Getting back to the actual game, New Zealand have a very good chance of beating the Springboks. South Africa will be missing Bakkies Botha in the second-row, and the physicality he brings to the game will be missed but his replacement is a very capable, very big man in Andries Bekker. The Auckland match against Australia showed how important Richie McCaw is to the All Blacks and the New Zealand captain is fit and ready to go in Newlands. If Springbok flankers Juan Smith and Schalk Burger can neutralize Richie McCaw at the break down, then the home team will have a very good chance of emerging victorious. The other New Zealand superstar, flyhalf Dan Carter will also be a worry to the Boks but if Montgomery and wingers Bryan Habana and Pietersen can handle any kicks he sends their way, and Butch James and Jean de Villiers can put pressure on him in the centre of the field then South Africa, with the home crowd behind them, will be able to wrap up this match. 
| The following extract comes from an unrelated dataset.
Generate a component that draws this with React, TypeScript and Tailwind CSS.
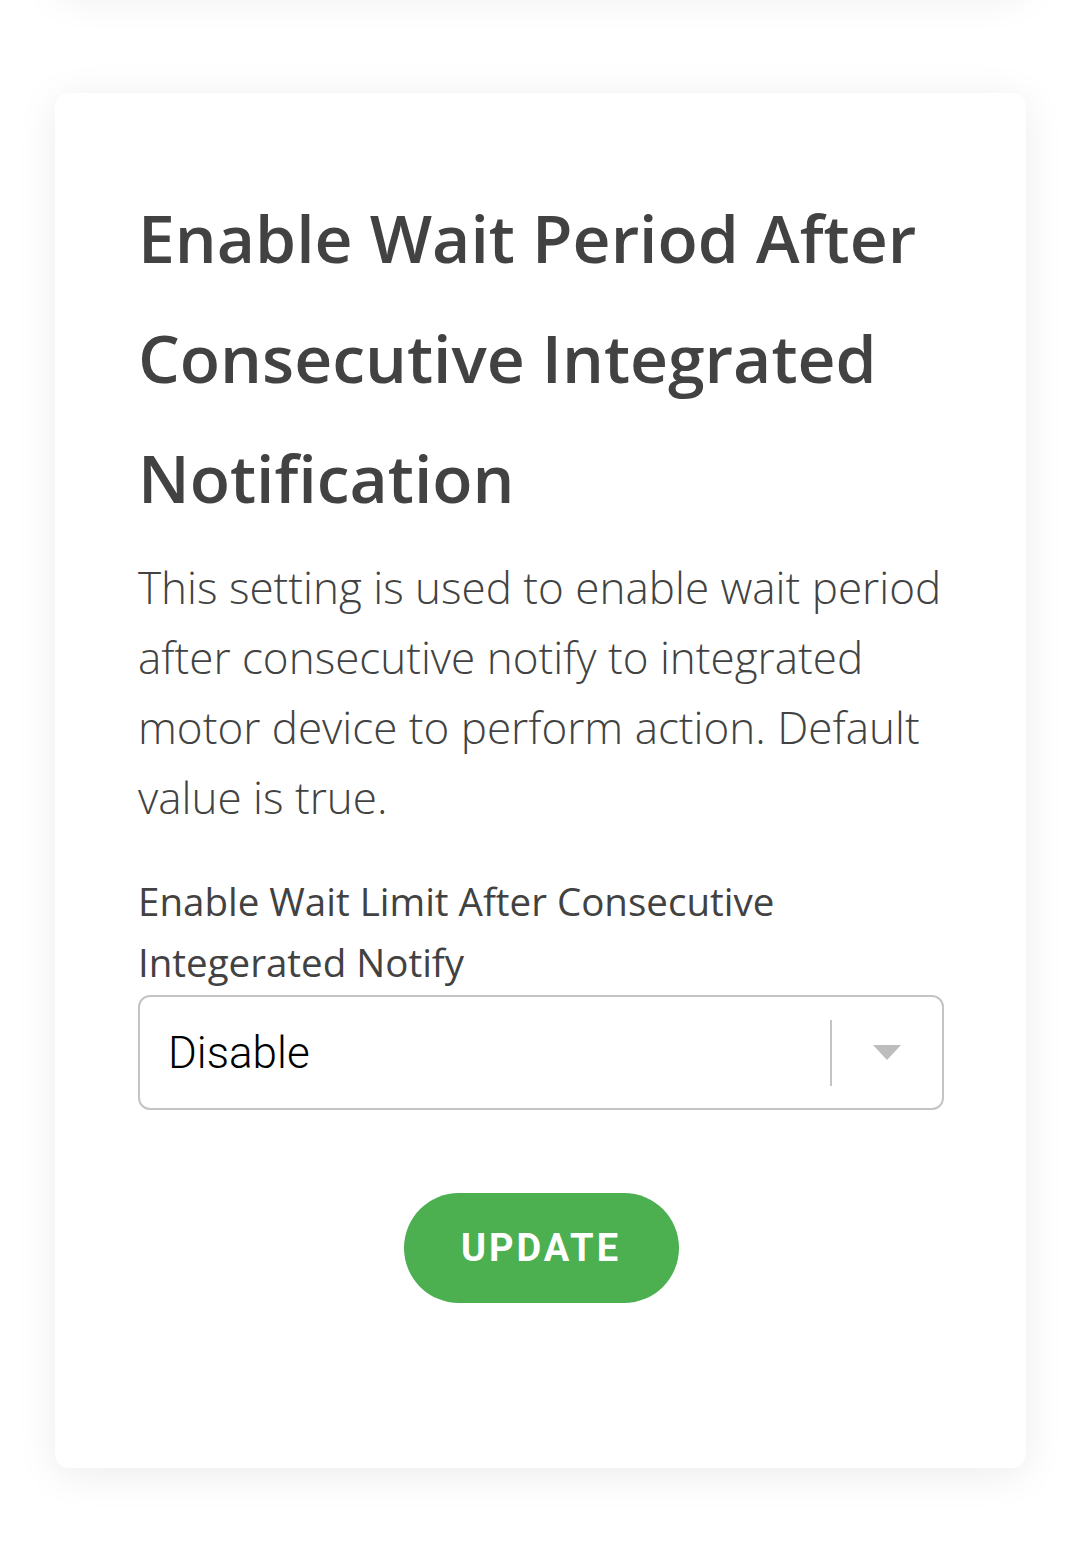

Outside the Frame prediction: South Africa by 8


Springbok Squad:

Run on: Percy Montgomery, JP Pietersen, Adrian Jacobs, Jean de Villiers, Bryan Habana, Butch James, Fourie du Preez, Pierre Spies, Juan Smith, Schalk Burger, Victor Matfield (c), Andries Bekker, CJ van der Linde, Bismarck du Plessis, Tendai Mtawarira. Reserves: Adriaan Strauss, Brian Mujati, Danie Rossouw, Luke Watson, Enrico Januarie, Francois Steyn, Conrad Jantjes. 


All Black Squad:

Run on: Mils Muliaina, Richard Kahui, Conrad Smith, Ma’a Nonu, Sitiveni Sivivatu, Dan Carter, Jimmy Cowan, Rodney So’oialo, Richie McCaw (c), Jerome Kaino, Ali Willliams, Brad Thorn, Greg Somerville, Andrew Hore, Tony Woodcock. Reserves: Keven Mealamu, John Afoa, Anthony Boric, Adam Thomson, Piri Weepu, Stephen Donald, Isaia Toeava.